Saturday, June 7, 2008

Psychology Today: The Buddha Goes to Therapy

How psychotherapy and meditation can help manage powerful emotions. A therapy session under the method of Zen Buddhism; Buddhist views on love.
By: Mark Epstein

A Buddhist psychiatrist who has been meditating for decades elegantly describes how psychotherapy and meditation can help us manage our most powerful emotions--and make us feel more alive and whole in the process.

"Stop trying to understand what you are feeling and just feel," my first meditation instructor told me. This instruction seemed insanely simple: the ability to just feel should come as naturally as the ability to breathe.

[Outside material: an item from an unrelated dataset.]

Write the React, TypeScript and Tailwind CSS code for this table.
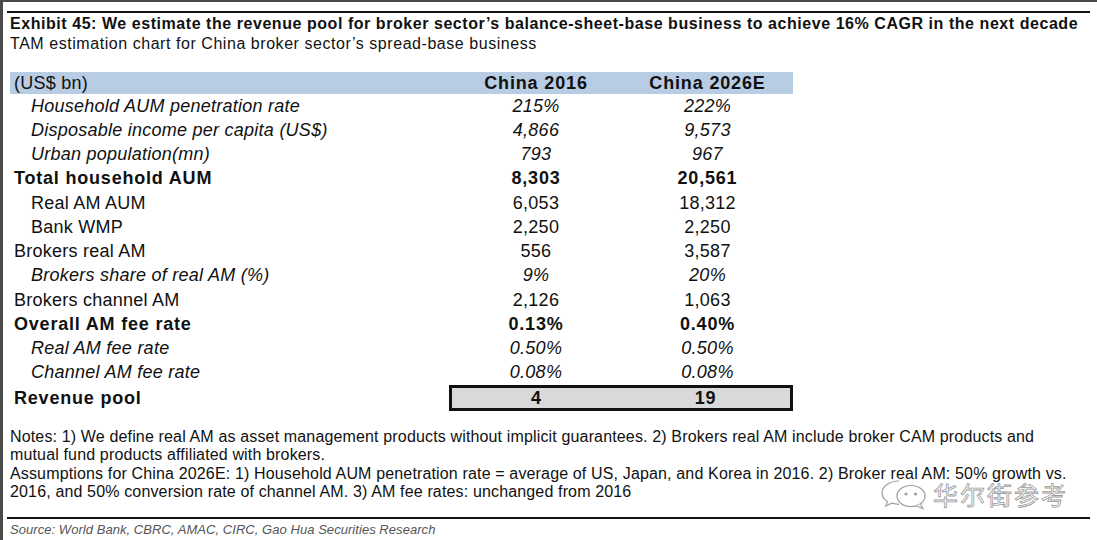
import React from "react";

type Row = {
  label: string;
  a: string;
  b: string;
  kind: "italic" | "bold" | "plain";
  indent: boolean;
};

const rows: Row[] = [
  { label: "Household AUM penetration rate", a: "215%", b: "222%", kind: "italic", indent: true },
  { label: "Disposable income per capita (US$)", a: "4,866", b: "9,573", kind: "italic", indent: true },
  { label: "Urban population(mn)", a: "793", b: "967", kind: "italic", indent: true },
  { label: "Total household AUM", a: "8,303", b: "20,561", kind: "bold", indent: false },
  { label: "Real AM AUM", a: "6,053", b: "18,312", kind: "plain", indent: true },
  { label: "Bank WMP", a: "2,250", b: "2,250", kind: "plain", indent: true },
  { label: "Brokers real AM", a: "556", b: "3,587", kind: "plain", indent: false },
  { label: "Brokers share of real AM (%)", a: "9%", b: "20%", kind: "italic", indent: true },
  { label: "Brokers channel AM", a: "2,126", b: "1,063", kind: "plain", indent: false },
  { label: "Overall AM fee rate", a: "0.13%", b: "0.40%", kind: "bold", indent: false },
  { label: "Real AM fee rate", a: "0.50%", b: "0.50%", kind: "italic", indent: true },
  { label: "Channel AM fee rate", a: "0.08%", b: "0.08%", kind: "italic", indent: true },
];

function kindClass(k: Row["kind"]) {
  if (k === "italic") return "italic tracking-[0.25px]";
  if (k === "bold") return "font-bold tracking-[0.8px]";
  return "tracking-[0.25px]";
}

function WeChat() {
  return (
    <svg width="48" height="32" viewBox="0 0 48 32" fill="none" stroke="#a0a0a0" strokeWidth="1.2">
      <path d="M19 3 C9.5 3 2 8.5 2 15 C2 18.6 4.2 21.6 7.5 23.6 L5.8 28 L11.6 25.2 C14 25.9 16.4 26.3 19 26.3" />
      <ellipse cx="31" cy="18" rx="14" ry="10.5" fill="white" />
      <path d="M40.5 26 L43 30.5 L36.5 28" fill="white" />
      <circle cx="26" cy="16" r="1" fill="#a0a0a0" />
      <circle cx="35.5" cy="16" r="1" fill="#a0a0a0" />
    </svg>
  );
}

export default function App() {
  return (
    <div className="relative w-[1097px] h-[540px] overflow-hidden bg-white border-t-2 border-l-[3px] border-[#4a4a4a] font-['Liberation_Sans',Arial,sans-serif] text-[#111]">
      <div className="pl-[4px] pr-[7px] pt-[9px]">
        <div className="h-[2px] bg-[#111]" />
        <div className="pl-[3px]">
          <div className="text-[16px] font-bold leading-[20px] mt-[1px] tracking-[0.55px]">
            Exhibit 45: We estimate the revenue pool for broker sector’s balance-sheet-base business to achieve 16% CAGR in the next decade
          </div>
          <div className="text-[16px] leading-[19px] tracking-[0.55px]">
            TAM estimation chart for China broker sector’s spread-base business
          </div>

          {/* Table */}
          <div className="mt-[19px] w-[783px] text-[18px]">
            <div className="flex h-[22px] items-center bg-[#b8cce4]">
              <div className="w-[440px] pl-[4px] tracking-[0.25px]">(US$ bn)</div>
              <div className="w-[172px] text-center font-bold tracking-[0.85px]">China 2016</div>
              <div className="w-[171px] text-center font-bold tracking-[0.85px]">China 2026E</div>
            </div>
            {rows.map((r) => (
              <div key={r.label} className={`flex h-[24.25px] items-center ${kindClass(r.kind)}`}>
                <div className={`w-[440px] ${r.indent ? "pl-[21px]" : "pl-[4px]"}`}>{r.label}</div>
                <div className="w-[172px] text-center">{r.a}</div>
                <div className="w-[171px] text-center">{r.b}</div>
              </div>
            ))}
            <div className="flex h-[26px] items-center font-bold tracking-[0.8px]">
              <div className="w-[440px] pl-[4px]">Revenue pool</div>
              <div className="flex h-[26px] w-[344px] items-center border-[3px] border-[#111] bg-[#d9d9d9]">
                <div className="w-[169px] text-center">4</div>
                <div className="w-[169px] text-center">19</div>
              </div>
            </div>
          </div>

          {/* Notes */}
          <div className="mt-[17px] text-[16px] leading-[18.4px] tracking-[0.15px]">
            <div>Notes: 1) We define real AM as asset management products without implicit guarantees. 2) Brokers real AM include broker CAM products and</div>
            <div>mutual fund products affiliated with brokers.</div>
            <div>Assumptions for China 2026E: 1) Household AUM penetration rate = average of US, Japan, and Korea in 2016. 2) Broker real AM: 50% growth vs.</div>
            <div>2016, and 50% conversion rate of channel AM. 3) AM fee rates: unchanged from 2016</div>
          </div>
        </div>
        <div className="mt-[15px] h-[2px] bg-[#111]" />
        <div className="pl-[3px] pt-[3px] text-[13px] italic leading-[16px] tracking-[0.05px] text-[#555]">
          Source: World Bank, CBRC, AMAC, CIRC, Gao Hua Securities Research
        </div>
      </div>

      {/* Watermark */}
      <div className="absolute left-[877px] top-[476px] flex items-center">
        <WeChat />
        <span className="ml-[5px] text-[25px] leading-[30px] tracking-[2px] text-white/70 [-webkit-text-stroke:0.8px_#9a9a9a] font-['Noto_Sans_CJK_SC',sans-serif]">
          华尔街参考
        </span>
      </div>
    </div>
  );
}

Yet, in twenty-five years as a psychotherapist and practicing Buddhist, I have found that most of us have not learned how to be with our feelings without rushing to analyze them, change them, or escape them.

If we really want to live a full life, both the ancient tradition of Buddhism and the modern one of psychotherapy tell us that we must recover the capacity to feel. Avoiding emotions will only wall us off from our true selves--in fact, there can be no wholeness without an integration of feelings. Both traditions have discovered that the way to plumb the full depths of our emotional being is by letting ourselves go, by surrendering to who we really are. And both traditions understand that we need a state of reverie in order to know our emotions. Whether that reverie comes through meditation or the quiet holding space of therapy, it is always necessary.